Task directions: Copy down every line where the string "source" shows up.

### Rows

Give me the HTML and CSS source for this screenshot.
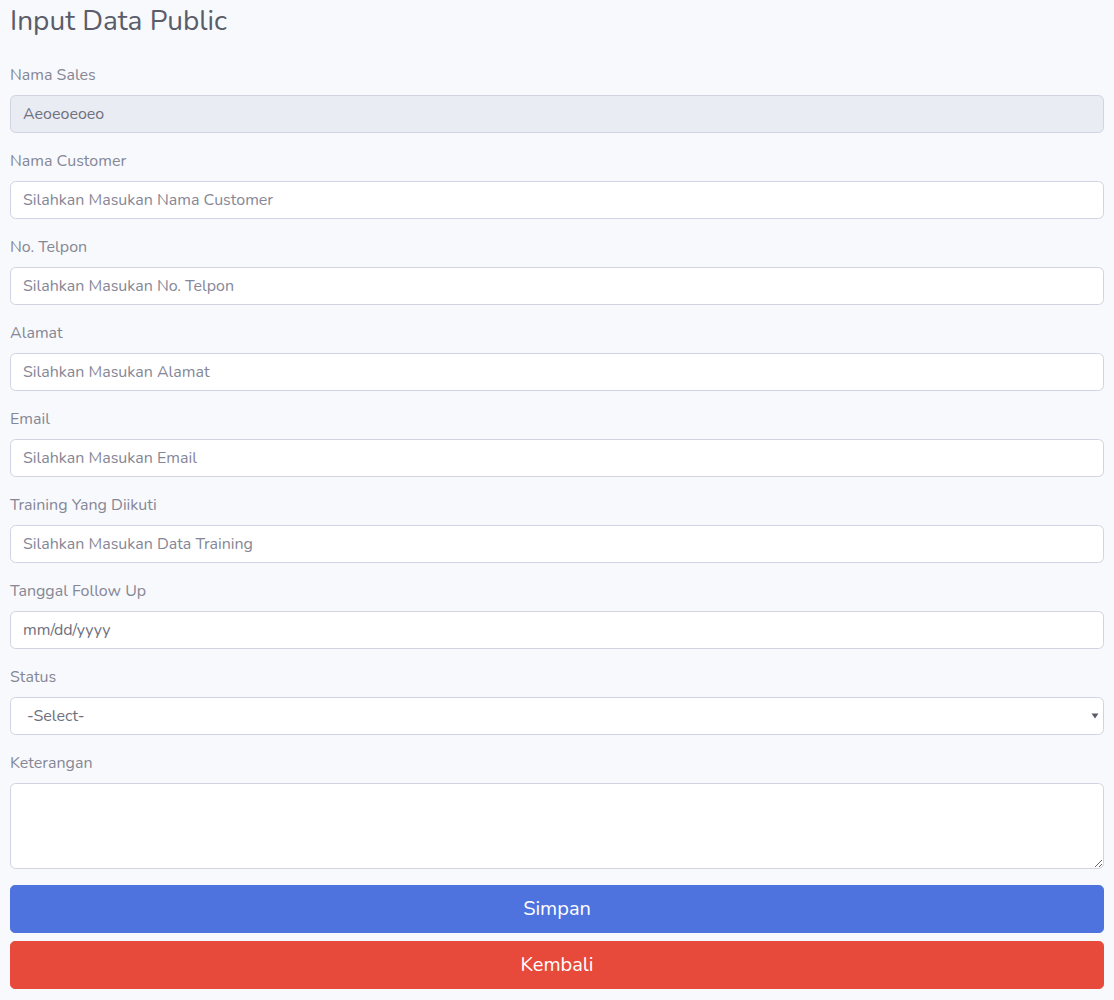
FILE: index.html
```html
<!DOCTYPE html>
<html lang="id">
<head>
<meta charset="utf-8">
<title>Input Data Public</title>
<link rel="stylesheet" href="styles.css">
</head>
<body>
<div class="page">
  <h3 class="page-title">Input Data Public</h3>
  <form class="form">
    <div class="form-group">
      <label class="label">Nama Sales</label>
      <input class="control" type="text" value="Aeoeoeoeo" disabled>
    </div>
    <div class="form-group">
      <label class="label">Nama Customer</label>
      <input class="control" type="text" placeholder="Silahkan Masukan Nama Customer">
    </div>
    <div class="form-group">
      <label class="label">No. Telpon</label>
      <input class="control" type="text" placeholder="Silahkan Masukan No. Telpon">
    </div>
    <div class="form-group">
      <label class="label">Alamat</label>
      <input class="control" type="text" placeholder="Silahkan Masukan Alamat">
    </div>
    <div class="form-group">
      <label class="label">Email</label>
      <input class="control" type="text" placeholder="Silahkan Masukan Email">
    </div>
    <div class="form-group">
      <label class="label">Training Yang Diikuti</label>
      <input class="control" type="text" placeholder="Silahkan Masukan Data Training">
    </div>
    <div class="form-group">
      <label class="label">Tanggal Follow Up</label>
      <input class="control control-date" type="text" placeholder="mm/dd/yyyy">
    </div>
    <div class="form-group">
      <label class="label">Status</label>
      <div class="select-wrap">
        <select class="control control-select">
          <option>-Select-</option>
        </select>
        <svg class="select-arrow" width="8" height="6" viewBox="0 0 8 6"><path d="M0.5 0.5 L7.5 0.5 L4 5.5 Z" fill="#5a5c69"/></svg>
      </div>
    </div>
    <div class="form-group">
      <label class="label">Keterangan</label>
      <textarea class="control control-area" rows="3"></textarea>
    </div>
    <div class="actions">
      <button type="button" class="btn btn-primary">Simpan</button>
      <button type="button" class="btn btn-danger">Kembali</button>
    </div>
  </form>
</div>
</body>
</html>
```

FILE: styles.css
```css
* { box-sizing: border-box; }

html, body {
  margin: 0;
  padding: 0;
  background: #f8f9fc;
}

body {
  font-family: "Nunito", "Lato", "Noto Sans", sans-serif;
  font-size: 16px;
  line-height: 1.5;
  color: #858796;
}

.page {
  padding: 5px 10px 10px;
}

.page-title {
  margin: 0 0 24px;
  font-size: 28px;
  font-weight: 400;
  line-height: 1.2;
  color: #5a5c69;
}

.form-group {
  margin-bottom: 16px;
}

.label {
  display: block;
  margin-bottom: 8px;
  line-height: 24px;
  color: #858796;
}

.control {
  display: block;
  width: 100%;
  height: 38px;
  padding: 6px 12px;
  font-family: inherit;
  font-size: 16px;
  line-height: 24px;
  color: #6e707e;
  background: #fff;
  border: 1px solid #d1d3e2;
  border-radius: 5.6px;
  outline: none;
}

.control::placeholder {
  color: #858796;
  opacity: 1;
}

.control:disabled {
  background: #eaecf4;
  color: #6e707e;
  opacity: 1;
}

.control-date::placeholder {
  color: #6e707e;
}

.select-wrap {
  position: relative;
}

.control-select {
  appearance: none;
  -webkit-appearance: none;
  padding-left: 16px;
  color: #6e707e;
}

.select-arrow {
  position: absolute;
  right: 5px;
  top: 16px;
}

.control-area {
  height: 86px;
  resize: vertical;
}

.actions {
  display: flex;
  flex-direction: column;
  gap: 8px;
}

.btn {
  display: block;
  width: 100%;
  height: 48px;
  padding: 8px 16px;
  font-family: inherit;
  font-size: 20px;
  line-height: 30px;
  color: #fff;
  border: 1px solid transparent;
  border-radius: 4.8px;
  cursor: pointer;
}

.btn-primary {
  background: #4e73df;
  border-color: #4e73df;
}

.btn-danger {
  background: #e74a3b;
  border-color: #e74a3b;
}
```
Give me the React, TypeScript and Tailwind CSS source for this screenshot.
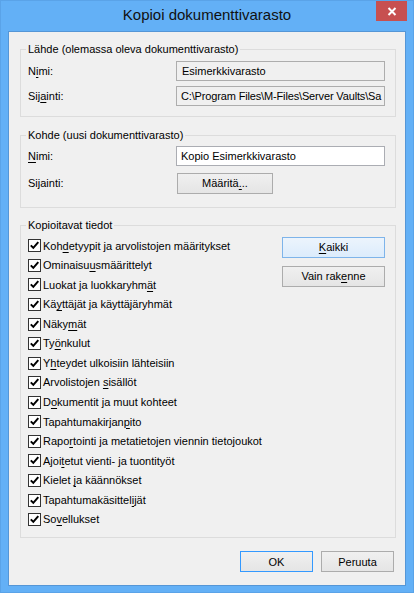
import React from 'react';

const items: [string, string, string][] = [
  ['Koh', 'd', 'etyypit ja arvolistojen määritykset'],
  ['Ominaisu', 'u', 'smäärittelyt'],
  ['Luokat ja luokkaryhm', 'ä', 't'],
  ['Kä', 'y', 'ttäjät ja käyttäjäryhmät'],
  ['Näky', 'm', 'ät'],
  ['Ty', 'ö', 'nkulut'],
  ['Y', 'h', 'teydet ulkoisiin lähteisiin'],
  ['Arvolistojen ', 's', 'isällöt'],
  ['D', 'o', 'kumentit ja muut kohteet'],
  ['Tapahtumakirjan', 'p', 'ito'],
  ['Rapo', 'r', 'tointi ja metatietojen viennin tietojoukot'],
  ['Ajoi', 't', 'etut vienti- ja tuontityöt'],
  ['Kielet ', 'j', 'a käännökset'],
  ['Tapahtumakäsittel', 'i', 'jät'],
  ['So', 'v', 'ellukset'],
];

// mnemonic underline like the win32 accelerator keys
function Mn({ children }: { children: React.ReactNode }) {
  return <span className="underline decoration-1 underline-offset-[2px]">{children}</span>;
}

function Button({ children, w, variant = 'normal' }: { children: React.ReactNode; w: string; variant?: 'normal' | 'hot' | 'default' }) {
  const look =
    variant === 'hot'
      ? 'border-[#7eb4ea] bg-gradient-to-b from-[#ecf4fc] to-[#dcecfc]'
      : variant === 'default'
      ? 'border-[#3399ff] bg-gradient-to-b from-[#f0f0f0] to-[#e5e5e5]'
      : 'border-[#acacac] bg-gradient-to-b from-[#f0f0f0] to-[#e5e5e5]';
  return (
    <div className={`${w} h-[21px] border ${look} flex items-center justify-center text-black`}>
      {children}
    </div>
  );
}

function Checkbox() {
  return (
    <div className="w-[13px] h-[13px] border border-[#333333] bg-white flex items-center justify-center shrink-0">
      <svg width="11" height="11" viewBox="0 0 11 11">
        <path d="M1.8 5.4 L4.3 7.9 L9.3 2.2" fill="none" stroke="#000" strokeWidth="2" />
      </svg>
    </div>
  );
}

function Group({ title, mt, children }: { title: string; mt: string; children: React.ReactNode }) {
  return (
    <fieldset className={`${mt} ml-[11px] mr-[9px] min-w-0 border border-[#dcdcdc] p-0`}>
      <legend className="ml-[5px] px-[2px] leading-[15px] h-[15px]">{title}</legend>
      {children}
    </fieldset>
  );
}

export default function App() {
  return (
    <div className="w-[414px] h-[593px] bg-[#63b0f6] border border-[#5aa3e8] flex flex-col font-['Liberation_Sans',Arial,sans-serif] text-[11px] text-black">
      {/* title bar */}
      <div className="h-[30px] flex items-start shrink-0">
        <div className="w-[37px]" />
        <div className="flex-1 text-center text-[15px] leading-[20px] pt-[4px] text-[#111111]">Kopioi dokumenttivarasto</div>
        <div className="w-[31px] h-[20px] mr-[6px] bg-[#c75050] flex items-center justify-center">
          <svg width="10" height="9" viewBox="0 0 10 9">
            <path d="M1.5 1 L8.5 8 M8.5 1 L1.5 8" stroke="#fff" strokeWidth="2" />
          </svg>
        </div>
      </div>

      {/* client area */}
      <div className="flex-1 mx-[7px] mb-[6px] bg-[#f0f0f0] border border-[#5596d6] flex flex-col">
        <Group title="Lähde (olemassa oleva dokumenttivarasto)" mt="mt-[10px]">
          <div className="pt-[4px] pb-[10px] pl-[7px] pr-[10px] flex flex-col gap-[5px]">
            <div className="flex items-center h-[20px]">
              <div className="w-[148px] shrink-0">N<Mn>i</Mn>mi:</div>
              <div className="flex-1 min-w-0 h-[20px] border border-[#adadad] bg-[#f0f0f0] pl-[5px] flex items-center overflow-hidden whitespace-nowrap">Esimerkkivarasto</div>
            </div>
            <div className="flex items-center h-[20px]">
              <div className="w-[148px] shrink-0">Sij<Mn>a</Mn>inti:</div>
              <div className="flex-1 min-w-0 h-[20px] border border-[#adadad] bg-[#f0f0f0] pl-[4px] flex items-center overflow-hidden whitespace-nowrap tracking-[-0.15px]">C:\Program Files\M-Files\Server Vaults\Sa</div>
            </div>
          </div>
        </Group>

        <Group title="Kohde (uusi dokumenttivarasto)" mt="mt-[11px]">
          <div className="pt-[3px] pb-[13px] pl-[7px] pr-[10px] flex flex-col gap-[7px]">
            <div className="flex items-center h-[20px]">
              <div className="w-[148px] shrink-0"><Mn>N</Mn>imi:</div>
              <div className="flex-1 min-w-0 h-[20px] border border-[#abadb3] bg-white pl-[4px] flex items-center overflow-hidden whitespace-nowrap">Kopio Esimerkkivarasto</div>
            </div>
            <div className="flex items-center h-[21px]">
              <div className="w-[149px] shrink-0">Sijainti:</div>
              <Button w="w-[96px]">Määritä<Mn>.</Mn>..</Button>
            </div>
          </div>
        </Group>

        <Group title="Kopioitavat tiedot" mt="mt-[10px]">
          <div className="pt-[3px] pb-[8px] pl-[7px] pr-[10px] flex">
            <div className="flex-1 flex flex-col">
              {items.map(([a, m, b]) => (
                <div key={a + m + b} className="h-[19.57px] flex items-center gap-[2px]">
                  <Checkbox />
                  <div className="whitespace-nowrap">
                    {a}
                    <Mn>{m}</Mn>
                    {b}
                  </div>
                </div>
              ))}
            </div>
            <div className="flex flex-col gap-[8px] pt-[1px]">
              <Button w="w-[103px]" variant="hot"><Mn>K</Mn>aikki</Button>
              <Button w="w-[103px]">Vain rak<Mn>e</Mn>nne</Button>
            </div>
          </div>
        </Group>

        <div className="mt-[13px] pr-[11px] flex justify-end gap-[8px]">
          <Button w="w-[73px]" variant="default">OK</Button>
          <Button w="w-[73px]">Peruuta</Button>
        </div>
      </div>
    </div>
  );
}
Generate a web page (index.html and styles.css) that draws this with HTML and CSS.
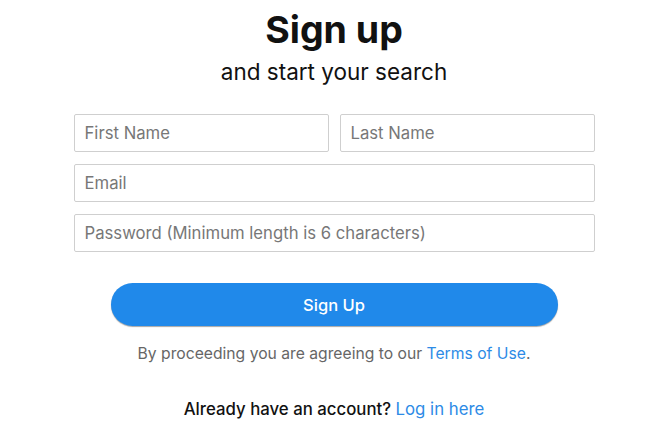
FILE: index.html
```html
<!DOCTYPE html>
<html lang="en">
<head>
  <meta charset="utf-8">
  <meta name="viewport" content="width=device-width, initial-scale=1">
  <title>Sign up</title>
  <link rel="stylesheet" href="styles.css">
</head>
<body>
  <div class="signup">
    <h1>Sign up</h1>
    <p class="subtitle">and start your search</p>

    <form class="signup-form" onsubmit="return false">
      <div class="row">
        <input type="text" placeholder="First Name">
        <input type="text" placeholder="Last Name">
      </div>
      <input type="email" placeholder="Email">
      <input type="password" placeholder="Password (Minimum length is 6 characters)">
      <button class="btn" type="submit">Sign Up</button>
    </form>

    <p class="terms">By proceeding you are agreeing to our <a href="#">Terms of Use</a>.</p>
    <p class="login">Already have an account? <a href="#">Log in here</a></p>
  </div>
</body>
</html>
```

FILE: styles.css
```css
:root {
  --color-primary: #2089ea;
  --color-link: #2d8be6;
  --color-text: #111;
  --color-muted: #666;
  --border: #cfcfcf;
  --font-body: Inter, 'Liberation Sans', Arial, sans-serif;
}
*, *::before, *::after { box-sizing: border-box; }
body { margin: 0; font-family: var(--font-body); color: var(--color-text); background: #fff; }
.signup { width: 521px; margin: 0 auto; padding-top: 8px; text-align: center; transform: translateX(-1px); }
h1 { margin: 0; font-size: 37.5px; font-weight: 700; line-height: 44px; }
.subtitle { margin: 6px 0 0; font-size: 22.5px; line-height: 28px; }
.signup-form { display: flex; flex-direction: column; gap: 12px; margin-top: 28px; }
.row { display: flex; gap: 11px; }
.row input { flex: 1; min-width: 0; }
input { width: 100%; height: 38px; padding: 0 10px; border: 1px solid var(--border); border-radius: 2px; font-family: var(--font-body); font-size: 16.7px; color: var(--color-text); }
input::placeholder { color: #777; }
.btn { align-self: center; width: 447px; height: 43px; margin-top: 19px; border: none; border-radius: 22px; background: var(--color-primary); color: #fff; font-family: var(--font-body); font-size: 16.5px; font-weight: 500; box-shadow: 0 1px 1px rgba(0,0,0,0.35); cursor: pointer; }
.terms { margin: 18px 0 0; font-size: 15.7px; line-height: 20px; color: var(--color-muted); }
.login { margin: 34px 0 0; font-size: 16.8px; line-height: 22px; color: var(--color-text); font-weight: 500; }
a { color: var(--color-link); text-decoration: none; font-weight: 400; }
```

######

Result for this task:
Give me the HTML and CSS source for this screenshot.
Give me the React, TypeScript and Tailwind CSS source for this screenshot.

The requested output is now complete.